(Short problem):
Write the entries out again exactly as they stand, but without the pictures.

Entries with page source code
***

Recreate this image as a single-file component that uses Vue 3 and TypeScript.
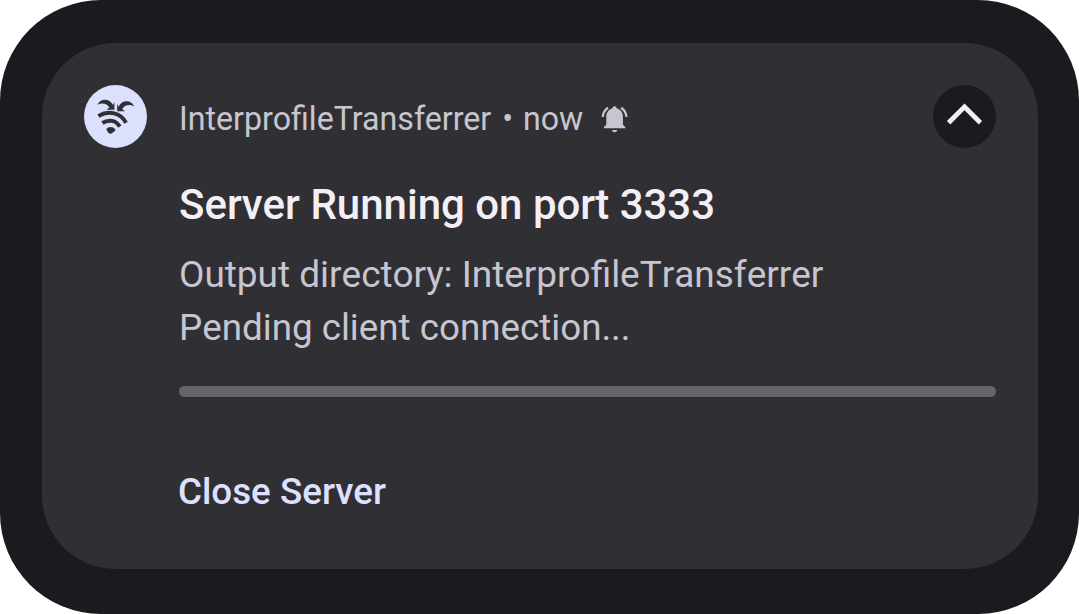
<script setup lang="ts">
import { ref } from 'vue'

interface Notification {
  app: string
  time: string
  title: string
  lines: string[]
  action: string
}

const notification: Notification = {
  app: 'InterprofileTransferrer',
  time: 'now',
  title: 'Server Running on port 3333',
  lines: ['Output directory: InterprofileTransferrer', 'Pending client connection...'],
  action: 'Close Server',
}

const expanded = ref(true)
</script>

<template>
  <main class="shade">
    <article class="card">
      <div class="app-icon">
        <svg viewBox="0 0 63 63" aria-hidden="true">
          <g fill="#303034">
            <path d="M13.4 19.8C16 13.2 25.6 12.8 29 20L30.4 17V24.8H22.4L25.4 22.6C23 18.6 18.4 17.2 13.4 19.8Z" />
            <path d="M50.2 21.4C47.2 14.8 38 14.4 34.6 21.8L33.2 18.4V26.2H40.8L38.2 24C40.6 20 45.4 19 50.2 21.4Z" />
            <path d="M22.4 44.2C24 41.4 28.6 41 31.6 44.6L30.4 46.6L26.6 49L24 47.6Z" />
          </g>
          <g fill="none" stroke="#303034" stroke-width="4">
            <path d="M14.4 31C25 24.8 37 28 42 37.8" />
            <path d="M18.4 38C25 33.8 32 35.4 35.8 41.6" />
          </g>
        </svg>
      </div>

      <div class="content">
        <header class="meta">
          <span>{{ notification.app }}</span>
          <span class="dot">•</span>
          <span>{{ notification.time }}</span>
          <svg class="bell" viewBox="0 0 28 28" aria-hidden="true">
            <path fill="#c7c5d0" d="M14 1.2C15.3 1.2 16 2 16 3.3C20 4.3 22.4 7.7 22.4 11.8V19.8L24.8 22V23.3H3.2V22L5.6 19.8V11.8C5.6 7.7 8 4.3 12 3.3C12 2 12.7 1.2 14 1.2ZM11.2 25H16.8C16.3 26.5 15.4 27.2 14 27.2S11.7 26.5 11.2 25Z" />
            <path fill="none" stroke="#c7c5d0" stroke-width="2.3" d="M7.3 2.7Q2.4 6 2.1 12M20.7 2.7Q25.6 6 25.9 12" />
          </svg>
        </header>
        <h1 class="title">{{ notification.title }}</h1>
        <div v-show="expanded">
          <p v-for="line in notification.lines" :key="line" class="line">{{ line }}</p>
          <div class="progress" role="progressbar"></div>
          <button class="action" type="button">{{ notification.action }}</button>
        </div>
      </div>

      <button class="toggle" type="button" aria-label="Toggle details" @click="expanded = !expanded">
        <svg viewBox="0 0 63 63" aria-hidden="true">
          <path fill="none" stroke="#f3eff6" stroke-width="4.8" d="M15.6 37.8L31.5 21.8L47.4 37.8" />
        </svg>
      </button>
    </article>
  </main>
</template>

<style>
body {
  margin: 0;
  background: #fff;
}
</style>

<style scoped>
.shade {
  box-sizing: border-box;
  width: 1079px;
  height: 614px;
  padding: 43px 41px 45px 42px;
  border-radius: 101px;
  background: #1b1b1f;
  font-family: Roboto, "Noto Sans", sans-serif;
  font-kerning: none;
}

.card {
  box-sizing: border-box;
  display: flex;
  align-items: flex-start;
  height: 526px;
  padding: 42px;
  border-radius: 73.5px;
  background: #303034;
}

.app-icon,
.toggle {
  flex: none;
  width: 63px;
  height: 63px;
  border-radius: 50%;
}

.app-icon {
  margin-right: 32px;
  background: #dbe1fc;
}

.app-icon svg,
.toggle svg {
  display: block;
  width: 63px;
  height: 63px;
}

.toggle {
  padding: 0;
  border: 0;
  background: #1b1b1f;
}

.content {
  flex: none;
  width: 754px;
  color: #c7c5d0;
}

.meta {
  display: flex;
  align-items: center;
  height: 68px;
  font-size: 32.5px;
  font-kerning: normal;
  line-height: 68px;
  white-space: pre;
  transform: scaleX(0.99);
  transform-origin: left center;
}

.dot {
  margin: 0 10px 0 11px;
}

.bell {
  width: 28px;
  height: 28px;
  margin: 0 0 1px 18px;
}

.title {
  height: 50px;
  margin: 27px 0 0;
  color: #f3eff6;
  font-size: 42px;
  font-weight: 500;
  line-height: 50px;
  white-space: pre;
}

.line {
  height: 53px;
  margin: 0;
  font-size: 36.75px;
  line-height: 53px;
  white-space: pre;
}

.line:first-child {
  font-size: 36.95px;
}

.title + div {
  padding-top: 18px;
}

.progress {
  width: 817px;
  height: 11px;
  margin-top: 32px;
  border-radius: 6px;
  background: #666668;
}

.action {
  display: block;
  height: 60px;
  margin: 65px 0 0 -1px;
  padding: 0;
  border: 0;
  background: none;
  color: #dbe1ff;
  font-family: inherit;
  font-size: 36.75px;
  font-weight: 500;
  line-height: 60px;
  white-space: pre;
}
</style>
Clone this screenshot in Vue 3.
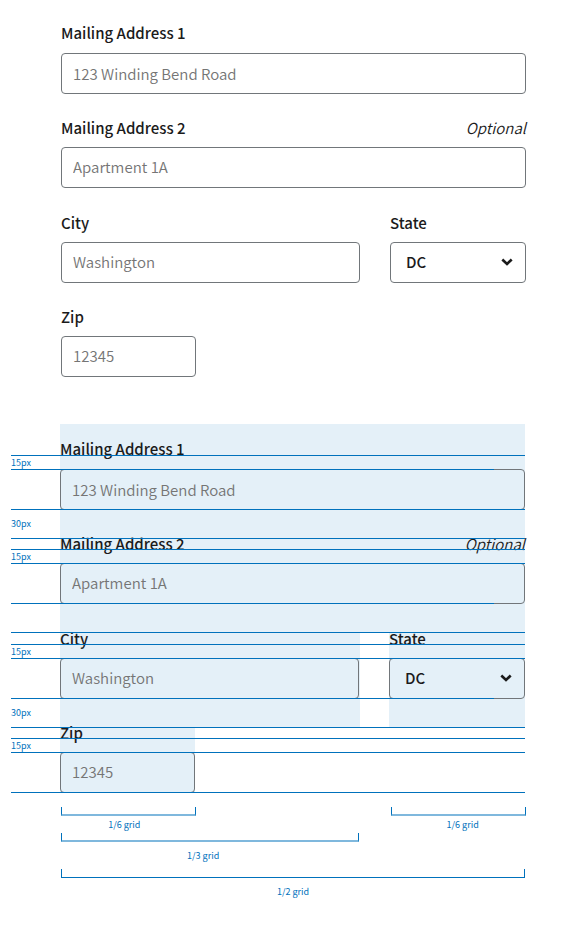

***

(Worked answer):
Recreate this image as a single-file component that uses Vue 3 and TypeScript.
<script setup lang="ts">
import { ref } from 'vue'

interface Notification {
  app: string
  time: string
  title: string
  lines: string[]
  action: string
}

const notification: Notification = {
  app: 'InterprofileTransferrer',
  time: 'now',
  title: 'Server Running on port 3333',
  lines: ['Output directory: InterprofileTransferrer', 'Pending client connection...'],
  action: 'Close Server',
}

const expanded = ref(true)
</script>

<template>
  <main class="shade">
    <article class="card">
      <div class="app-icon">
        <svg viewBox="0 0 63 63" aria-hidden="true">
          <g fill="#303034">
            <path d="M13.4 19.8C16 13.2 25.6 12.8 29 20L30.4 17V24.8H22.4L25.4 22.6C23 18.6 18.4 17.2 13.4 19.8Z" />
            <path d="M50.2 21.4C47.2 14.8 38 14.4 34.6 21.8L33.2 18.4V26.2H40.8L38.2 24C40.6 20 45.4 19 50.2 21.4Z" />
            <path d="M22.4 44.2C24 41.4 28.6 41 31.6 44.6L30.4 46.6L26.6 49L24 47.6Z" />
          </g>
          <g fill="none" stroke="#303034" stroke-width="4">
            <path d="M14.4 31C25 24.8 37 28 42 37.8" />
            <path d="M18.4 38C25 33.8 32 35.4 35.8 41.6" />
          </g>
        </svg>
      </div>

      <div class="content">
        <header class="meta">
          <span>{{ notification.app }}</span>
          <span class="dot">•</span>
          <span>{{ notification.time }}</span>
          <svg class="bell" viewBox="0 0 28 28" aria-hidden="true">
            <path fill="#c7c5d0" d="M14 1.2C15.3 1.2 16 2 16 3.3C20 4.3 22.4 7.7 22.4 11.8V19.8L24.8 22V23.3H3.2V22L5.6 19.8V11.8C5.6 7.7 8 4.3 12 3.3C12 2 12.7 1.2 14 1.2ZM11.2 25H16.8C16.3 26.5 15.4 27.2 14 27.2S11.7 26.5 11.2 25Z" />
            <path fill="none" stroke="#c7c5d0" stroke-width="2.3" d="M7.3 2.7Q2.4 6 2.1 12M20.7 2.7Q25.6 6 25.9 12" />
          </svg>
        </header>
        <h1 class="title">{{ notification.title }}</h1>
        <div v-show="expanded">
          <p v-for="line in notification.lines" :key="line" class="line">{{ line }}</p>
          <div class="progress" role="progressbar"></div>
          <button class="action" type="button">{{ notification.action }}</button>
        </div>
      </div>

      <button class="toggle" type="button" aria-label="Toggle details" @click="expanded = !expanded">
        <svg viewBox="0 0 63 63" aria-hidden="true">
          <path fill="none" stroke="#f3eff6" stroke-width="4.8" d="M15.6 37.8L31.5 21.8L47.4 37.8" />
        </svg>
      </button>
    </article>
  </main>
</template>

<style>
body {
  margin: 0;
  background: #fff;
}
</style>

<style scoped>
.shade {
  box-sizing: border-box;
  width: 1079px;
  height: 614px;
  padding: 43px 41px 45px 42px;
  border-radius: 101px;
  background: #1b1b1f;
  font-family: Roboto, "Noto Sans", sans-serif;
  font-kerning: none;
}

.card {
  box-sizing: border-box;
  display: flex;
  align-items: flex-start;
  height: 526px;
  padding: 42px;
  border-radius: 73.5px;
  background: #303034;
}

.app-icon,
.toggle {
  flex: none;
  width: 63px;
  height: 63px;
  border-radius: 50%;
}

.app-icon {
  margin-right: 32px;
  background: #dbe1fc;
}

.app-icon svg,
.toggle svg {
  display: block;
  width: 63px;
  height: 63px;
}

.toggle {
  padding: 0;
  border: 0;
  background: #1b1b1f;
}

.content {
  flex: none;
  width: 754px;
  color: #c7c5d0;
}

.meta {
  display: flex;
  align-items: center;
  height: 68px;
  font-size: 32.5px;
  font-kerning: normal;
  line-height: 68px;
  white-space: pre;
  transform: scaleX(0.99);
  transform-origin: left center;
}

.dot {
  margin: 0 10px 0 11px;
}

.bell {
  width: 28px;
  height: 28px;
  margin: 0 0 1px 18px;
}

.title {
  height: 50px;
  margin: 27px 0 0;
  color: #f3eff6;
  font-size: 42px;
  font-weight: 500;
  line-height: 50px;
  white-space: pre;
}

.line {
  height: 53px;
  margin: 0;
  font-size: 36.75px;
  line-height: 53px;
  white-space: pre;
}

.line:first-child {
  font-size: 36.95px;
}

.title + div {
  padding-top: 18px;
}

.progress {
  width: 817px;
  height: 11px;
  margin-top: 32px;
  border-radius: 6px;
  background: #666668;
}

.action {
  display: block;
  height: 60px;
  margin: 65px 0 0 -1px;
  padding: 0;
  border: 0;
  background: none;
  color: #dbe1ff;
  font-family: inherit;
  font-size: 36.75px;
  font-weight: 500;
  line-height: 60px;
  white-space: pre;
}
</style>
Clone this screenshot in Vue 3.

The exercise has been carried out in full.